Anyone who studies conservatism should know that stewardship is a fundamental conservative idea.

In fact, stewardship is the glue that holds the other tenets of conservatism together.

You will find the theme of stewardship and our responsibility to future generations in the words of great conservative minds like Edmund Burke, Russell Kirk and Richard Weaver. You will find it in the speeches of Republican Presidents like Theodore Roosevelt and Ronald Reagan.

Conservatives throughout history have emphasized the importance of environmental protection.

Margaret Thatcher put it well when she said:

“We must remember our duty to Nature before it is too late. That duty is constant. It is never completed. It lives on as we breathe…It will weigh on our shoulders for as long as we wish to dwell on a living and thriving planet, and hand it on to our children and theirs.”

Barry Goldwater, Mr. Conservative himself, put it more bluntly when he wrote:

“While I am a great believer in the free enterprise system and all that it entails, I am an even stronger believer in the right our people to live in a clean and pollution-free environment.”

So, it is quite frustrating to see anti-environment positions constantly portrayed in the media as “conservative.” They are not. If anything, they are liberal, representing a short-sighted, live-for-today mentality.

Those positions most often stem from a mixture of special interest politics, hyper-partisanship—where ideas get demonized based on who embraces them, and the prevalence of radical libertarian views within a segment of the Republican Party.

By labeling anti-environment policies “conservative,” the media not only gets it wrong, it contributes to the political polarization of environmental issues. Additionally, an odd mixture of partisanship and timidity in media coverage today is also resulting in more voter confusion by making it harder for them to separate fact from fiction.

If you will look at those in Congress, Republican or Democrat, who are most often on the attack against environmental regulations, it is lawmakers who are from states with heavy fossil fuel interests, or Western libertarian-types who resent federal management of public lands.

One unique thing about this current anti-environment campaign that House Republican leaders are spearheading is that centrist Republicans have been reluctant to break with leadership on many of these bad environmental votes.

The excuse I most often hear is that the member is nervous about casting any vote that might increase the risk of getting a Tea Party-type primary challenger. The oddities of the 2010 election cycle have made them worry more about the GOP primary than the general election.

With both parties desperately trying to differentiate themselves from each other on the economy, Republican leaders are gambling that they can sell voters on the notion that environmental regulations are a big drag on the economy.

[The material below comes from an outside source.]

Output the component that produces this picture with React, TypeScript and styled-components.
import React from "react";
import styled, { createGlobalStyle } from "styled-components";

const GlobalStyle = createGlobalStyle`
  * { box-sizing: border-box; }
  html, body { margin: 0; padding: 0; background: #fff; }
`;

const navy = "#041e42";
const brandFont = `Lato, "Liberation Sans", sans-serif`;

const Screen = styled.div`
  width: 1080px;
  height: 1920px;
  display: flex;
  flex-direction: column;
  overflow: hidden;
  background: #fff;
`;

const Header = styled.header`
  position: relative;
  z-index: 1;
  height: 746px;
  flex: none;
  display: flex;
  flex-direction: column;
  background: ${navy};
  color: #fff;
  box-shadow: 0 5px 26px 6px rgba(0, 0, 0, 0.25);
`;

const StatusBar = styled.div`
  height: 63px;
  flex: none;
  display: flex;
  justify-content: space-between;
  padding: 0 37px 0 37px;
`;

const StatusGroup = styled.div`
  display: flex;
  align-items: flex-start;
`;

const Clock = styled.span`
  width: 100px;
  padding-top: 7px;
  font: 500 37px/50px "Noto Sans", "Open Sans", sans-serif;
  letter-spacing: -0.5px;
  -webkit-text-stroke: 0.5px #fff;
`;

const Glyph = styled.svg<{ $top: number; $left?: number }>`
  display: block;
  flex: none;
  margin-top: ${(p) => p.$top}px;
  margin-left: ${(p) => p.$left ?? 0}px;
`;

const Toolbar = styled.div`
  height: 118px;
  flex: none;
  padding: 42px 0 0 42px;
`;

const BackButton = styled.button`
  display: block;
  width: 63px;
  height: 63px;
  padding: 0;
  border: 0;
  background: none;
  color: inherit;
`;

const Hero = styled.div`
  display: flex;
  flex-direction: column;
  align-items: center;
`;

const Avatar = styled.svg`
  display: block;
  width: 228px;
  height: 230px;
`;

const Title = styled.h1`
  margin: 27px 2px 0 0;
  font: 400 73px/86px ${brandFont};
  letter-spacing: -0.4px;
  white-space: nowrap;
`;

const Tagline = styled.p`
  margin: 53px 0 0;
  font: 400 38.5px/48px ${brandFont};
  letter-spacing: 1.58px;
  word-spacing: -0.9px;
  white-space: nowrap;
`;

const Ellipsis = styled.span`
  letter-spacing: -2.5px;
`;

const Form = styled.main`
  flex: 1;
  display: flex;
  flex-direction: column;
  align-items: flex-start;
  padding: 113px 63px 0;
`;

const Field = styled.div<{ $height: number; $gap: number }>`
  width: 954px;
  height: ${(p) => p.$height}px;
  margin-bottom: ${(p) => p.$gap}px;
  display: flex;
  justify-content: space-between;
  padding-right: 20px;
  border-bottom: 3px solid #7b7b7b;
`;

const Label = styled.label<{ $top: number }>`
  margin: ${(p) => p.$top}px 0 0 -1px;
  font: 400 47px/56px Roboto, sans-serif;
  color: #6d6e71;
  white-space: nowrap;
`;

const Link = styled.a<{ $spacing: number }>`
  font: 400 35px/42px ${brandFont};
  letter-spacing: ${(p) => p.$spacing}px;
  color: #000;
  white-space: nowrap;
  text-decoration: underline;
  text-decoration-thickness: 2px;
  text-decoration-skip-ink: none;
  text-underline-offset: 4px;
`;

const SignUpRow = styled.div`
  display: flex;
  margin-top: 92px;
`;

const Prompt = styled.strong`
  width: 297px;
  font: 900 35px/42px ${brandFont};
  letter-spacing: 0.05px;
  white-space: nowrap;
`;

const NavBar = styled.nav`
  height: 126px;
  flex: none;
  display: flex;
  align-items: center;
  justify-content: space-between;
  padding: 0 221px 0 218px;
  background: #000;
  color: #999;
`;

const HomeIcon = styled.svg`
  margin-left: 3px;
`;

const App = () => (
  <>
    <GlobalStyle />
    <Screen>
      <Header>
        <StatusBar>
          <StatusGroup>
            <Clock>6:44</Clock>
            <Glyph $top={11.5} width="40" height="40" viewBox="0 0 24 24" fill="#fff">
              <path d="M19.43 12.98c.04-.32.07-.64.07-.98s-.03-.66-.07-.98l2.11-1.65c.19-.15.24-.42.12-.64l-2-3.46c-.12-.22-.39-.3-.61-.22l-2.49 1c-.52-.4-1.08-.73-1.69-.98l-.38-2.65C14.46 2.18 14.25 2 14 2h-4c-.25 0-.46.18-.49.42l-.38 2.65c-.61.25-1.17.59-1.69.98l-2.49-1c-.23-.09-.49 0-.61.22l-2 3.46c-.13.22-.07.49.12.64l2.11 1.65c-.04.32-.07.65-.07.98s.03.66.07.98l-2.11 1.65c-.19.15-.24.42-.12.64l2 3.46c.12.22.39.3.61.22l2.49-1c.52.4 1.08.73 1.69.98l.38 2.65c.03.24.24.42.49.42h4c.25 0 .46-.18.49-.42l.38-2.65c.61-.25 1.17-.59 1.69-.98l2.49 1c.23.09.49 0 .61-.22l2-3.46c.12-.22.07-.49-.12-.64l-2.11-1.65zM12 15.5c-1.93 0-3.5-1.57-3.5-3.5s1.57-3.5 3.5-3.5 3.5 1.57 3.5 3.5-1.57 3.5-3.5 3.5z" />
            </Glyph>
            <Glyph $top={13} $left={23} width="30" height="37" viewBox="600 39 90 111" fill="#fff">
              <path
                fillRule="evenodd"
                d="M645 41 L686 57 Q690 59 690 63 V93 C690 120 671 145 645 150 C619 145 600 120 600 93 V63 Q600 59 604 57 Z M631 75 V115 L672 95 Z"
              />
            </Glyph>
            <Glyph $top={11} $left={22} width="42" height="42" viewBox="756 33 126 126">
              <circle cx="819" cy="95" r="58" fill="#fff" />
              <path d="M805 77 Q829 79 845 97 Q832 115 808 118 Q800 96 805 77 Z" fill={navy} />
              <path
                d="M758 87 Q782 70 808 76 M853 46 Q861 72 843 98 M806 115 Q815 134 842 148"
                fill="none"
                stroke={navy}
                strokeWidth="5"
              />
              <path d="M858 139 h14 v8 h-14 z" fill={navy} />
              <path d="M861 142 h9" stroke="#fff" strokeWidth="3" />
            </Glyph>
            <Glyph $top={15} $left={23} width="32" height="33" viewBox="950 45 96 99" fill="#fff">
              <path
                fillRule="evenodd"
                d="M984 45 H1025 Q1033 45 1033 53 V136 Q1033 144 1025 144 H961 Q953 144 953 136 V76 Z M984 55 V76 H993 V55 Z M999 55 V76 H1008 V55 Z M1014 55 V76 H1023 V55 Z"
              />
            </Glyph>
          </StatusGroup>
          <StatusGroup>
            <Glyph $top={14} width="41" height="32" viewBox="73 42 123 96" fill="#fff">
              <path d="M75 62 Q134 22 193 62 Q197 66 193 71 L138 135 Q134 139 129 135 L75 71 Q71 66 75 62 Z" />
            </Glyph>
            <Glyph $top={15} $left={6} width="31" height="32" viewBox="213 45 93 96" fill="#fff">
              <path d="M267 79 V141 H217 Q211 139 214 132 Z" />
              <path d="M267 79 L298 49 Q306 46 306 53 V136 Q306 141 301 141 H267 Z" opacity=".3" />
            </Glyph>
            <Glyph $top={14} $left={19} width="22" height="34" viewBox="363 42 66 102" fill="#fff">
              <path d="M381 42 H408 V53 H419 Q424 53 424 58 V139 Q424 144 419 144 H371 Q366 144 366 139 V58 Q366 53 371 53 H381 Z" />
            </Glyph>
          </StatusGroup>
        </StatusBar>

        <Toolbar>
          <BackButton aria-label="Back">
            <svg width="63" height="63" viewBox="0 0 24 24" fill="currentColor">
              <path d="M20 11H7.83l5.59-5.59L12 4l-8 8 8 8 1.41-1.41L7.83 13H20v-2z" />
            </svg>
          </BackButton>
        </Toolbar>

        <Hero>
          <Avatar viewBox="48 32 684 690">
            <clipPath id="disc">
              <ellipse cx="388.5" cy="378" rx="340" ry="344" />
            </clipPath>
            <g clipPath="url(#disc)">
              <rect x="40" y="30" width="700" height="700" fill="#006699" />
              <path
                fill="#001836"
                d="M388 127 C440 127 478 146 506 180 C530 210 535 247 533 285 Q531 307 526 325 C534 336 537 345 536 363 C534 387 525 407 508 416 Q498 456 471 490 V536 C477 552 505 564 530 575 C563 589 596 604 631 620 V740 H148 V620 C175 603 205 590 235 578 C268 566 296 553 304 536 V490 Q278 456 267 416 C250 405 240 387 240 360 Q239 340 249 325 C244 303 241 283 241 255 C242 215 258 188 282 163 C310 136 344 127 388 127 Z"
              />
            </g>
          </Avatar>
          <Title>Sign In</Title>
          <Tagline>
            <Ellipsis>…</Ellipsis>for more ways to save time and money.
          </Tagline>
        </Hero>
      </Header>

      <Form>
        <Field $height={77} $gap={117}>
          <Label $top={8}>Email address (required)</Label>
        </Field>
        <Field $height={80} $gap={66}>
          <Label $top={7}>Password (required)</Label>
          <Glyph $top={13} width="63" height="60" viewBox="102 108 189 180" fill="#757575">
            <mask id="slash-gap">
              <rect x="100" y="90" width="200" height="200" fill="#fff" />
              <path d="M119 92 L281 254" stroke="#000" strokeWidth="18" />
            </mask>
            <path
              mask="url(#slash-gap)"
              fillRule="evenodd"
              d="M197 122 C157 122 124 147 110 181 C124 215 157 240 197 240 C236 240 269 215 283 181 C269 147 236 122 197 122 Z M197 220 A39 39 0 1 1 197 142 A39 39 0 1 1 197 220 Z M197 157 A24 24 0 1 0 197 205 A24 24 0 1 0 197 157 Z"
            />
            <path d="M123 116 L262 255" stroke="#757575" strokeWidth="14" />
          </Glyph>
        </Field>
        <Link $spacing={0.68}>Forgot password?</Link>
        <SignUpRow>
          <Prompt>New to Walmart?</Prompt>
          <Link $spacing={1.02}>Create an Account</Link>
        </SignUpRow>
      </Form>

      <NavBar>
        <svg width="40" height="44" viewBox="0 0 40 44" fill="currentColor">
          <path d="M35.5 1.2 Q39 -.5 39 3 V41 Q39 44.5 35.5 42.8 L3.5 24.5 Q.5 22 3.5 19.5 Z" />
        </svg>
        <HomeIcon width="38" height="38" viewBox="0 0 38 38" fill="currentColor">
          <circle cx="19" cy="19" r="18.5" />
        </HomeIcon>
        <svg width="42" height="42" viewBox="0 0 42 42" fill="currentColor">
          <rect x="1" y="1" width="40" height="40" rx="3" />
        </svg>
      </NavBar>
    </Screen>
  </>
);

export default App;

I think this strategy will backfire. First, there is no evidence of such a correlation. Landmark environmental laws like the Clean Air Act have been around for four decades, through multiple periods of boom and bust.

Second, and most importantly, it does not reflect the values of most voters—including Republican voters.

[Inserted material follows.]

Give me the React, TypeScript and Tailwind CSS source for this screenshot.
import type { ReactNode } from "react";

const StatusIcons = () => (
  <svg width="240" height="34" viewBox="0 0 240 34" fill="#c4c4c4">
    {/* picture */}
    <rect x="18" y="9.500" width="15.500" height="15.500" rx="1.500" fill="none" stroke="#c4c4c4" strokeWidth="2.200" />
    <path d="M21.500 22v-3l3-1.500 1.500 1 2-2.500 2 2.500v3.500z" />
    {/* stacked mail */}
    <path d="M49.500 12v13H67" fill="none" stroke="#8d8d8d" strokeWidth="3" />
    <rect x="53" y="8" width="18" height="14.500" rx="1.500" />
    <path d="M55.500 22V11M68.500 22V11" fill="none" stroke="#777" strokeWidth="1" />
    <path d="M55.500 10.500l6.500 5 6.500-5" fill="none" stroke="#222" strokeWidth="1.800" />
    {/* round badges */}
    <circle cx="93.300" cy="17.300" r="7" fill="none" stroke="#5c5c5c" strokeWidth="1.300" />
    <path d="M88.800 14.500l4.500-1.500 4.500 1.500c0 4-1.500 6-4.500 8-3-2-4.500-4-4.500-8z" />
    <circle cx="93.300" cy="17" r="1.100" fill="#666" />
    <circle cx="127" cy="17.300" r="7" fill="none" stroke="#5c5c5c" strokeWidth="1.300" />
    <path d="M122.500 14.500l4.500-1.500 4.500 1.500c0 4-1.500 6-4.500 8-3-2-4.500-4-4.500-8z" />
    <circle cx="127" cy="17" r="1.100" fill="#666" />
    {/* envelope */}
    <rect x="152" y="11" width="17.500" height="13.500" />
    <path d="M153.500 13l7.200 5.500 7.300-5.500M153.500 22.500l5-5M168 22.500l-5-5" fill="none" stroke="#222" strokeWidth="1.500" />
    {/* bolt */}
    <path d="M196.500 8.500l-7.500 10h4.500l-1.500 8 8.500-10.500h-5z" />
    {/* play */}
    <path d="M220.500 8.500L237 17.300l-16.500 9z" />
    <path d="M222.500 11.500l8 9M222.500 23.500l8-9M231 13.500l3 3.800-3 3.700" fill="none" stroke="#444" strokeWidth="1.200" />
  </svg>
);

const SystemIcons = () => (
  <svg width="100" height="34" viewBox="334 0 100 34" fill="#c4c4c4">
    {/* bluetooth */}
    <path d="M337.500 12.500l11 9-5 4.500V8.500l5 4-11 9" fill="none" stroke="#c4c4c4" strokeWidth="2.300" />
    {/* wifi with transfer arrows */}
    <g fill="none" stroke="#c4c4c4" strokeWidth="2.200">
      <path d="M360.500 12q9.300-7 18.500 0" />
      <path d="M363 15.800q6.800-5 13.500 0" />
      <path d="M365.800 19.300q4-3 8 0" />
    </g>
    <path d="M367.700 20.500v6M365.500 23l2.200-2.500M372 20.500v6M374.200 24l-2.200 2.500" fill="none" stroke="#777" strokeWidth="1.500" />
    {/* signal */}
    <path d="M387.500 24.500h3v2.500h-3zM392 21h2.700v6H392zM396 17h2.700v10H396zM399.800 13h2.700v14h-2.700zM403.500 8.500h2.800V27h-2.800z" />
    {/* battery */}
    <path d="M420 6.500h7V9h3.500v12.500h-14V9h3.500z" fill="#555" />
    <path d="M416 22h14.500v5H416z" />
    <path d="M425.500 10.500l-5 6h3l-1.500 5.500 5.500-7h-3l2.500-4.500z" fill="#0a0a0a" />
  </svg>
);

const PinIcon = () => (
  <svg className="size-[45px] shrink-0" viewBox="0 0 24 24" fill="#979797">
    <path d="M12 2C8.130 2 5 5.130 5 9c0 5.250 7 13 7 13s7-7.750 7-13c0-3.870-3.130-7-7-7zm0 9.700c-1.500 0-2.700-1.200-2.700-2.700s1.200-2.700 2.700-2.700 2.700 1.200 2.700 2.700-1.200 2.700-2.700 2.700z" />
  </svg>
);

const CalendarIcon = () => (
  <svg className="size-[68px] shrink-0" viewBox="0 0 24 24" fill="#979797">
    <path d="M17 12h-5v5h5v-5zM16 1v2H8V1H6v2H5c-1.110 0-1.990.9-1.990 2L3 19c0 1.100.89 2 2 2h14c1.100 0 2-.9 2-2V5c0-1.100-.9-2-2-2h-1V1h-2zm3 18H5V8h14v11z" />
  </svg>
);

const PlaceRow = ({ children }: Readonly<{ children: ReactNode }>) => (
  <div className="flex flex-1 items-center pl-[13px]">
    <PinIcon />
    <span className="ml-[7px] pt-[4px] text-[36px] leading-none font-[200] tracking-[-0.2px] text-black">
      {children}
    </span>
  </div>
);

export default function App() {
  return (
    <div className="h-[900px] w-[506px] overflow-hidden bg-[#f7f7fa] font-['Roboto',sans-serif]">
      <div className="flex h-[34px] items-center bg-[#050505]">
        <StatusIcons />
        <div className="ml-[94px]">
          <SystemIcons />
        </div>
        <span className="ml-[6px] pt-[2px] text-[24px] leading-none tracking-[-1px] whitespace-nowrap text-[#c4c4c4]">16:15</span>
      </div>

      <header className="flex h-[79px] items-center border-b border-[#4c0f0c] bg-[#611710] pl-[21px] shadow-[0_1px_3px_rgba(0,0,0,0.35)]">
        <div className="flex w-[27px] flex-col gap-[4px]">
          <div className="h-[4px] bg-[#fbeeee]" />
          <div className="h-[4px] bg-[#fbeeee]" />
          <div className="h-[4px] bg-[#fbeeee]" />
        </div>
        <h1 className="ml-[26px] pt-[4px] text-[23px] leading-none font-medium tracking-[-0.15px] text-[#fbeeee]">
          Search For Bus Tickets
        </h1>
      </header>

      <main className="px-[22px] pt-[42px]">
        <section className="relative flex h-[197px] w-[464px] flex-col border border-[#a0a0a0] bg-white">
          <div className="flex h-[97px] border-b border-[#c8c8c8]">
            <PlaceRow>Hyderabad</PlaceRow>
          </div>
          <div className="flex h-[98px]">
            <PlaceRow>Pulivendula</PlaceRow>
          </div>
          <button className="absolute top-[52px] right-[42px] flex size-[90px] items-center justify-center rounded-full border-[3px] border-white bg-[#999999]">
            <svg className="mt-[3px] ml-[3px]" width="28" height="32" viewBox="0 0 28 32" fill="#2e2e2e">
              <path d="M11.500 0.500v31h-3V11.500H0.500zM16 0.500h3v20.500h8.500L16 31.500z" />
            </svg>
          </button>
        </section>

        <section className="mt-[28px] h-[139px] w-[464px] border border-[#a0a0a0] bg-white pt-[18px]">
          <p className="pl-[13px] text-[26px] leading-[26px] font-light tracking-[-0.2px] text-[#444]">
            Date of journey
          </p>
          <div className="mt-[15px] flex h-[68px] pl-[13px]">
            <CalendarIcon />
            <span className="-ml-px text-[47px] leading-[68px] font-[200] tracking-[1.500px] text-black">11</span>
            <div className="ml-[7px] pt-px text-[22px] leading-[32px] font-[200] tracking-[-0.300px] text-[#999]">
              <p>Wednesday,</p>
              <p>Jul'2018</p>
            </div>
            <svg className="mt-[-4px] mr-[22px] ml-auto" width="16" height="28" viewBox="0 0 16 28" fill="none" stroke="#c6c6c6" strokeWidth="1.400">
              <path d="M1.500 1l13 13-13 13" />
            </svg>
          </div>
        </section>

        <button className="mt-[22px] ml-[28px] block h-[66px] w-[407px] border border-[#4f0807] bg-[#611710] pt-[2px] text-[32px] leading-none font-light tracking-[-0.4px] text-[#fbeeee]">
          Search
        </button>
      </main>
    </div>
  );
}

Polling shows that the hard core, anti-government libertarian types who tend to oppose environmental safeguards represent somewhere between 15 and 20 percent of Republican voters. It is a vocal and active 15 to 20 percent, but even so, that only takes you so far in a general election.

There has been much polling over the years showing that a majority of Republican voters support strong environmental protections.

In a poll conducted last year for REP, 86 percent of self-identified conservatives said they believe that conserving natural resources and environmental stewardship are conservative values.

A poll announced just last week by CERES, and conducted jointly by Republican and Democrat polling firms, found that 58 percent of Republicans oppose Congressional efforts to stop EPA from enacting new limits on air pollution from power plants, as do 85 percent of independents.

A poll released in advance of a key Endangered Species Act vote this summer showed 73 percent of Republican voters support the ESA. On that vote, we did see 37 House Republicans break ranks to defend the act.

Some polling does indicate that many Americans currently feel there is too much regulation on business, but that view does not seem to translate into opposition to specific environmental laws.

Even though the environment is not the top concern for most voters right now, clean air, clean water, and quality interaction with the natural environment are expected by most Americans, regardless of their political stripes.

Greg Strimple, the Republican pollster who helped with the CERES poll, nicely articulated the political risks for Republicans in opposing air quality rules. He said:

“I advise my political candidates that you need to find issues that unite the Republican Party with the center of the electorate and divide Democrats, and this issue does the opposite. This issue unites the center of the electorate with the left side of Democrats and divides Republicans.”

Simply saying no to environmental safeguards is a losing proposition.

Republicans would be far wiser to embrace the strong stewardship ethic that is inherent in traditional conservatism. They can do that—and still differentiate themselves from Democrats—by thoughtfully conserving natural resources and offering traditionally conservative solutions to today’s environmental problems.